Dress for yourself. Dress for the tribe.


Glam Rock: Amplified Femininity



Glam didn’t strip femininity away — it turned it up.


T-shirts were no longer background layers. They became centrepieces:


  • Tight-fitting
  • Loudly printed
  • Worn with metallic fabrics or dramatic makeup
  • Styled deliberately as part of performance



Women in glam scenes proved that softness, theatricality and confidence could exist alongside rebellion. The T-shirt didn’t need to be torn to be powerful — it could be styled, fitted and still carry intent.


Goth: Romance in Rebellion



If glam amplified femininity, goth reimagined it.


Emerging from post-punk in the late 70s and early 80s, goth culture embraced darkness not as aggression, but as aesthetic. Women in goth scenes styled graphic T-shirts in ways that felt less chaotic than punk and less performative than glam — but no less intentional.


Band tees, occult imagery, and romantic motifs were often:


  • Fitted or cropped
  • Layered with lace or mesh
  • Paired with velvet skirts or leather
  • Worn alongside dramatic makeup



The T-shirt became softer in tone but heavier in symbolism.

Darkness wasn’t destruction — it was mood.


Graphics shifted towards:


  • Religious iconography
  • Victorian romanticism
  • Skulls, roses, or abstract symbolism



Here, femininity was neither rejected nor exaggerated.

It was stylised.


Goth women showed that identity could be expressed quietly — through texture, tone, and atmosphere as much as slogan or sound.

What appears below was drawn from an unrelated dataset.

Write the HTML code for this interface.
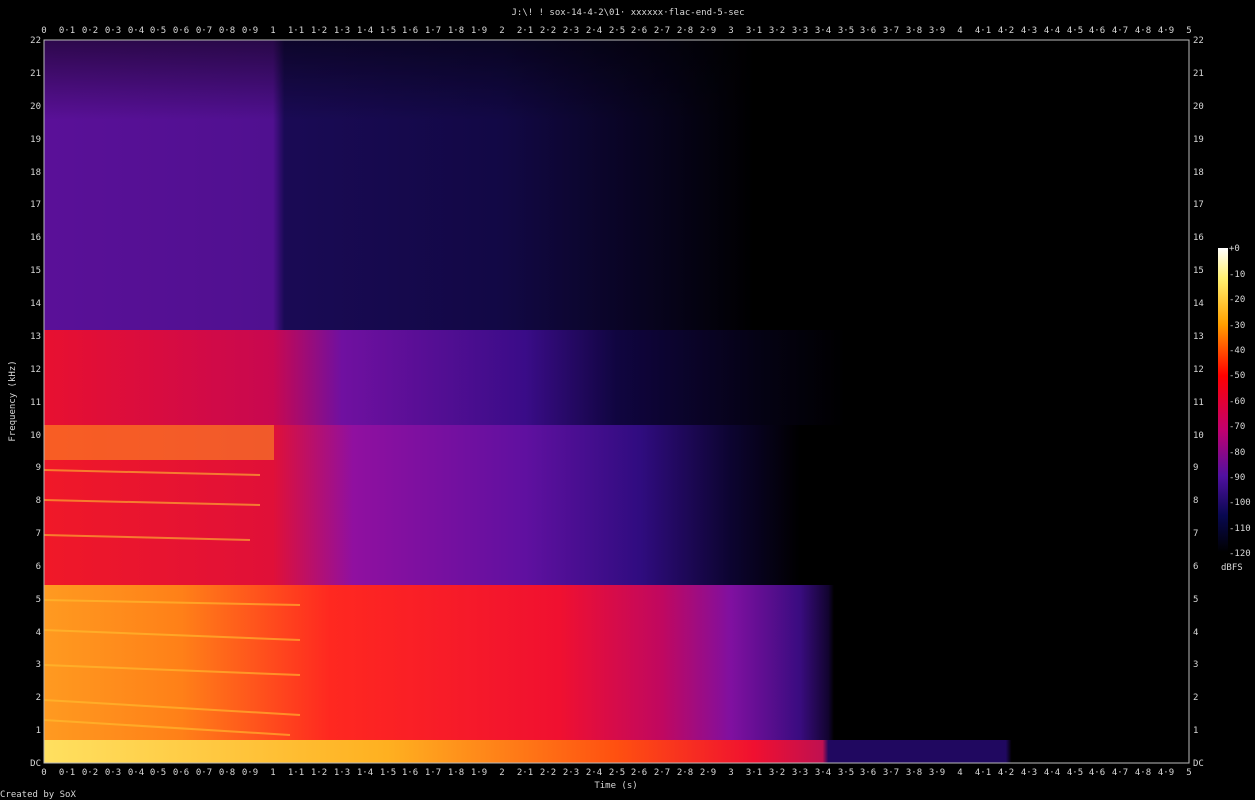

Psychobilly & Mental: Cute Meets Confrontation



Psychobilly — and its UK cousin often referred to as the mental scene — introduced a new contrast.


Cartoon cats.

Horror kitsch.

Retro pin-up silhouettes.


Women wore graphic tees that looked playful at first glance but carried darker undertones. Baby tees were rolled, sleeves cuffed, hems knotted at the waist.


Femininity became a disguise — sweetness masking aggression.

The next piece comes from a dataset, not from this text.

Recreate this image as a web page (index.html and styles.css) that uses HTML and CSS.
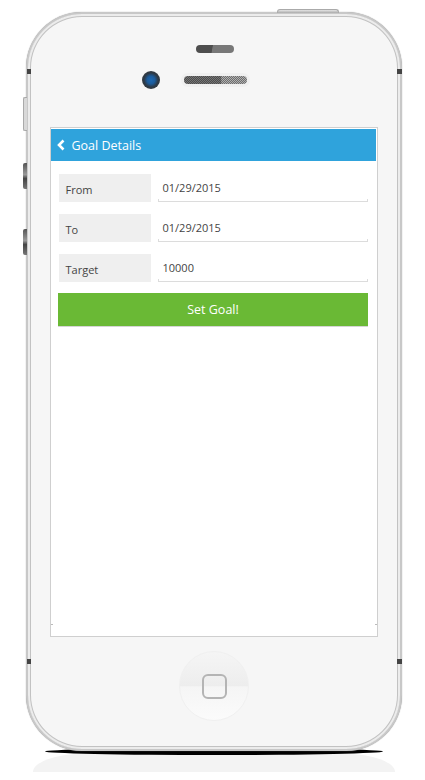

Soft visuals, loud identity.

 


Scooter & Northern Soul: Precision & Loyalty



Elsewhere, scooter and Northern Soul scenes leaned towards clarity.


T-shirts here were:


  • Cleaner
  • Tucked or sharply fitted
  • Often logo-driven
  • Styled with intention rather than chaos



They still signalled belonging — allegiance to a club, a sound system, a dancefloor — but with less destruction and more precision.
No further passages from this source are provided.